Selective Opposition

Our pan democrats need to become a great deal more selective about the issues where they confront the government, or they are going to slip into political irrelevance.

Take this latest brouhaha about the proposed co-location arrangements for immigration and customs at the Hong Kong terminus of the national high speed rail network in west Kowloon. The pan dems are pledging to fight the idea tooth and nail on the grounds that it is a breach of the Basic Law, the thin end of the wedge, will open the door to mainland officials exercising jurisdiction within the Hong Kong SAR and so on. With great respect, I do not find any of the reasons offered very compelling. I suspect many ordinary citizens of Hong Kong – including people who might be inclined to support the democratic cause in elections – feel the same.

Similar arrangements are in place at both ends of the Eurostar – you go through UK immigration (enter the UK) in Paris, and French immigration (enter France) in London. Does this offend the sovereignty of either country? Of course not. Similarly when flying from Toronto or Vancouver to cities in the United States, travellers go through American immigration in Canada. It is practical, efficient, makes travel easier and suits the interest of all parties.

The point is Hong Kong voters are very worldly and they are familiar with these arrangements in other places – indeed they may even have experienced them directly themselves when on vacation, or visiting friends and relatives, or settling a child down in school or college in any of those countries. So they know very well that such systems are not of themselves sinister, what matters is how they are operated. And the signs here are promising: the areas where mainland officials will be able to exercise their powers under mainland law will be clearly demarcated and secured. Attempting to exercise powers outside these boundaries would be clearly unlawful. Wandering into the premises accidentally – a possibility I heard one democrat float on the radio – would be impossible.

Hong Kong people are very pragmatic and will be concerned about what might happen to them. That is why the case of Causeway Bay bookseller Lee Bo, coerced into entering the mainland by agents sent from there for the purpose, is much more relevant and frightening. Many people here have family, friends and business interests over the boundary. Similarly with the case of Xiao Jianhua, a mainland businessman taken in a wheelchair from the Four Seasons Hotel in Central, and whisked back to the mainland under escort from persons who gave every impression of acting as Chinese law enforcement. Such episodes – still not fully explained – undermine the rule of law and Hong Kong’s status as a safe city in which to do business.

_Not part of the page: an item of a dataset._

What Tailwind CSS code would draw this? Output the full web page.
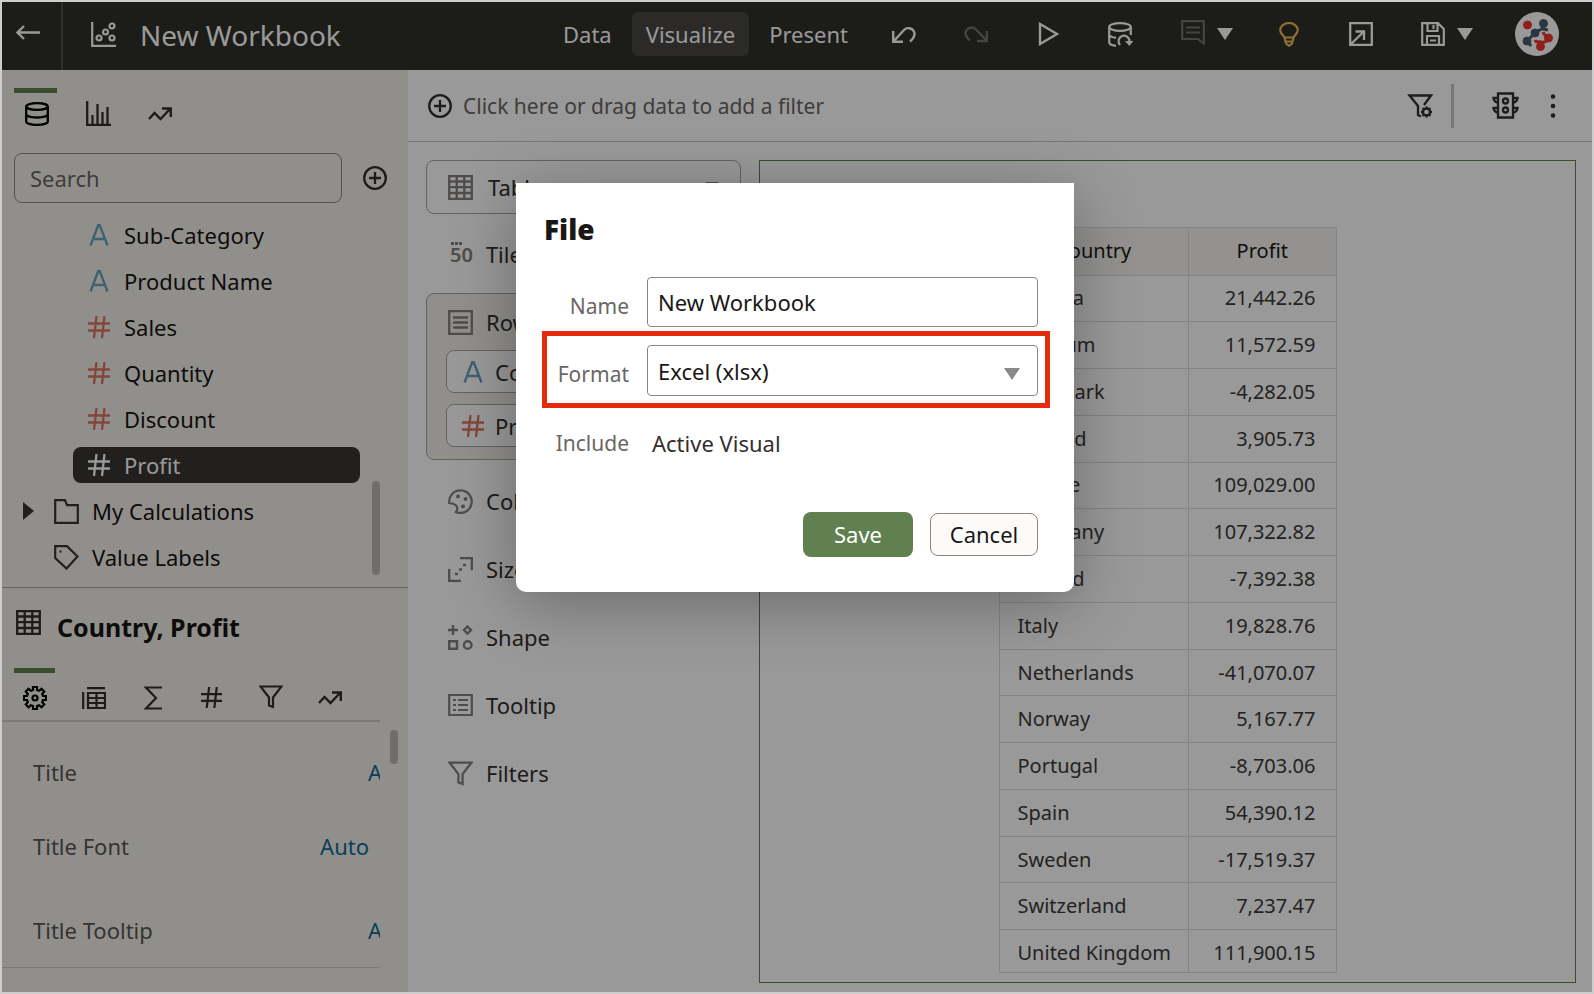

The idea that one may not be safe walking the streets of our own city is a legitimate concern and merits the outrage it evoked at the time. A practical arrangement for making a voluntary visit to the north does not.

But let us look at the detail of how the terminus will operate in practice. A Hong Kong person or foreign national will go through our immigration to leave the SAR, then enter the enclosed area set aside for mainland immigration. If he is not going to be allowed in, he will be turned back at this point, surely preferable to going all the way to Shenzhen and being kicked out there. If he is wanted for whatever reason by mainland authorities, what is the difference between being arrested here or in Guangzhou? In practice it might in fact better suit the officials to let him board the train, and send word ahead so that he can be arrested at the first station on the mainland side. In any case, what is the practical difference?

Travel in the opposite direction does present a different problem. A person could board the train north of the boundary and in theory not find out he was on the mainland’s stop list until he arrived physically in Kowloon, whereupon he would not be allowed to leave the station, instead being taken into custody and put on the next train back. I have to say I find the chances of that actually happening in practice to be pretty remote.

The precedent argument is interesting from an intellectual perspective but not much more than that. Obviously we are not going to construct another high speed rail and no-one has suggested co-location at Chek Lap Kok for flights to the mainland, or at the various ferry terminals. Come to think of it, I can see advantages in clearing Macao immigration in Hong Kong, but let’s not stir up a hornets nest.

One final point: as I have pointed out in this column before, mainland immigration officials are already in Hong Kong exercising their powers, for example to grant – or withhold – home return permits to Chinese nationals and visas to foreigners.

But my main message to the democrats is this. Preserve your energy to prevent any repetition of the Lee and Xiao sagas. Fighting against pragmatic sensible arrangements is just opposition for its own sake.